Assigning reading has to be incorporated by the professor in more ways than just a quiz or just some examination on the reading. It has to be the provision of some information, some material, for them to create something with. Most often this should be a response. The best way of doing this is for the professor to model the response to the reading themselves, performing the quality, standards, and approach that is accepted in their field. Education in all cases is the teaching of a discourse, and modeling that discourse is perhaps the best way to show students the difference between a field expert and a layperson on an issue or idea.

Eliminate Textbooks

Textbooks are a bane on education. They are distilled comments that would be made in class anyway, and don’t really help students with anything other than disciplining themselves to read and engage boring material that they have little interest in. The textbook is often just a flatter, less interesting version of the professor.

Some defend textbooks as a reference, and I think this might be the only defense out there that makes sense. But the web is a much better reference for the things we might find in a textbook, and the cost is often hundreds of dollars lower.

If you feel compelled to assign a textbook, you should consider assigning a reader instead. Cut right to the professional essays on the topic and show the students those. Have them read some bits of things you have found to be illuminating and inspiring. The reader will serve as a much better orientation to the course and the course topic than the textbook, which distills. The reader is more of a sampler, and also doesn’t insult the students’ intelligence like a lot of textbooks do.

Four Real Books

Several years ago I was chatting with a friend who was in graduate studies at Cornell University about why students today seem to have so much busywork to do for every class. There are blog responses, discussion boards, endless quizzes, etc. I believe this is because faculty are more insecure about their position and less prepared to teach than ever before. They don’t see the need to look to what the high schools are doing, and they feel that students should be happy to be in the presence of someone with a terminal degree and just accept what they have to say. There’s also the ease of the internet, and online instruction, where the presence of something like a discussion board feels like pressure to find a use for it. There are probably a ton of different reasons why faculty are assigning so much work per course, when I remember most of my courses were a midterm, a final, and perhaps a short review of a book somewhere in there.

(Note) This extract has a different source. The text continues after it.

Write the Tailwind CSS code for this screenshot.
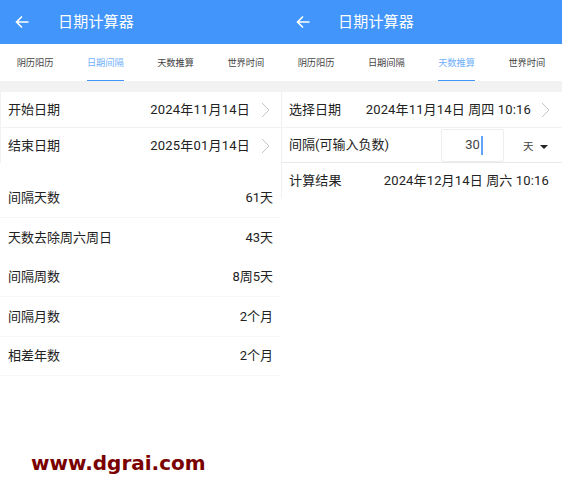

The thing we found in common with our best class experiences in this conversation was that our favorite classes all had assigned four books, no textbooks, and had just gone through those books in conversation and with some short papers perhaps. I think this approach has many advantages over the required reading of the chapters of the textbook. It’s not insulting – here are some books written to a critical mind from one. It’s interesting: You get a concentrated approach to a set of ideas or problems, instead of a distilled covering of a number of ideas in a field. Most importantly, you get four arguments. These arguments call out to the students to respond either with questions, agreement, disagreement, or the desire for further framing.

You can assign four books and have students choose what to focus on, or have them read around in them, or do them in order. Most importantly, you are not assigning reading, you are assigning engagement here, assigning them to come to terms with a few different ways of thinking about your course and field. And most of these books are probably 14 dollars at the most, maybe 30 if they just came out, and students are pretty savvy at finding books online for free.

Don’t assign reading. Assign experiences. Don’t force reading with a quiz. Encourage conversation by introducing your students to a difficult text. Students don’t refuse to read because they are dumb. Students refuse to read because they don’t see the value, they feel it’s dumb, they feel that it’s ridiculous in the way it’s written, that it isn’t taking them seriously. Assign something that treats them like a valuable mind, and encourage reaction to the text in speech or writing. This is how reading becomes a part of a good course.